Lower Bounds for Online Vector Packing Problems via Graph Coloring
January 31, 2018 (GHC 8102 )

In this talk, we will show tight lower bounds for the two major online vector packing problems, In both problems, the input consists of d-dimensional vectors, which we are required to pack into d-dimensional bins.

For the vector scheduling problem, the objective is to pack the d-dimensional vectors into a fixed set of bins and to minimize the maximum load of the bins (in any coordinate), we show a lower bound of \Omega(log d/ log log d). For the vector bin packing problem, where the objective is to pack the d-dimensional vectors into bins with a maximum load of 1 (in any coordinate) using a minimal number of bins, we show lower bound of \Omega(d^{1/B}), where 1/B is the maximum vector coordinate size, for a constant B. Both lower bounds are tight, given the upper bounds for these problems.

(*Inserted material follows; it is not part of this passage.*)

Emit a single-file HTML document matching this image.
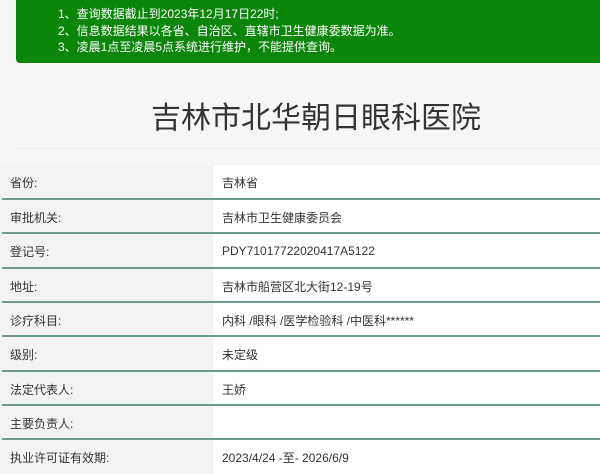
<!DOCTYPE html>
<html><head><meta charset="utf-8"><style>
body{margin:0;width:600px;height:468px;background:#f6f6f6;font-family:"Liberation Sans","Noto Sans CJK SC",sans-serif;overflow:hidden;position:relative}
.g{position:absolute;left:16px;top:-5px;width:600px;height:68px;background:#0b860b;border-radius:4px;color:#fff;font-size:12px;line-height:16.5px;padding:11px 0 0 42px;box-sizing:border-box}
h1{position:absolute;top:99px;left:16px;width:600px;text-align:center;margin:0;font-weight:normal;font-size:30px;color:#333;line-height:40px}
.hl{position:absolute;top:148px;left:16px;width:584px;height:1px;background:#ececec}
.row{position:absolute;left:0;width:600px;height:34.3px;font-size:12px;color:#333}
.row .l{position:absolute;left:0;top:0;width:213px;height:100%;background:#f3f3f3;padding-left:10px;box-sizing:border-box;display:flex;align-items:center}
.row .v{position:absolute;left:213px;top:0;right:0;height:100%;background:#fff;padding-left:9px;display:flex;align-items:center}
.sep{position:absolute;left:2px;width:598px;height:2px;background:#6e9c8a}
</style></head><body>
<div class="g">1、查询数据截止到2023年12月17日22时;<br>2、信息数据结果以各省、自治区、直辖市卫生健康委数据为准。<br>3、凌晨1点至凌晨5点系统进行维护，不能提供查询。</div>
<h1>吉林市北华朝日眼科医院</h1>
<div class="hl"></div>
<div class="row" style="top:165px"><div class="l">省份:</div><div class="v">吉林省</div></div>
<div class="sep" style="top:198px"></div>
<div class="row" style="top:200px"><div class="l">审批机关:</div><div class="v">吉林市卫生健康委员会</div></div>
<div class="sep" style="top:232px"></div>
<div class="row" style="top:234px"><div class="l">登记号:</div><div class="v">PDY71017722020417A5122</div></div>
<div class="sep" style="top:267px"></div>
<div class="row" style="top:269px"><div class="l">地址:</div><div class="v">吉林市船营区北大街12-19号</div></div>
<div class="sep" style="top:301px"></div>
<div class="row" style="top:303px"><div class="l">诊疗科目:</div><div class="v">内科 /眼科 /医学检验科 /中医科******</div></div>
<div class="sep" style="top:335px"></div>
<div class="row" style="top:337px"><div class="l">级别:</div><div class="v">未定级</div></div>
<div class="sep" style="top:370px"></div>
<div class="row" style="top:372px"><div class="l">法定代表人:</div><div class="v">王娇</div></div>
<div class="sep" style="top:404px"></div>
<div class="row" style="top:406px"><div class="l">主要负责人:</div><div class="v"></div></div>
<div class="sep" style="top:438px"></div>
<div class="row" style="top:440px"><div class="l">执业许可证有效期:</div><div class="v">2023/4/24 -至- 2026/6/9</div></div>
</body></html>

Our lower bounds rely on a reduction to variants of the online graph coloring problem. In the original problem, we are given an online realization of vertices and their previous neighbors, and the objective is to immediately and irrevocably color the vertices with a minimal number of colors such that no adjacent vertices have the same color. The first variant we consider, the online monochromatic clique problem, the objective is to color the vertices with a fixed set of colors and to minimize the largest monochromatic clique. The second variant we consider is the K-clique free coloring problem, where the goal is to color the graph with a minimal number of colors, such that each color class induces a K-clique free subgraph. We prove that these online graph coloring variants are hard and based on these we derive tight bound for the online vector packing problems.

Joint work with: Yossi Azar, Debmalya Panigrahi, Seny Kamara, Bruce Shepherd

Bio: Ilan is a post-doc researcher at the Carnegie Mellon University and the University of Pittsburgh, hosted by Anupam Gupta and Kirk Pruhs. Last year, he was a postdoctoral research fellow at Simons Institute and I-CORE. Before that, he completed his Ph.D. in Tel Aviv University under the supervision of Yossi Azar.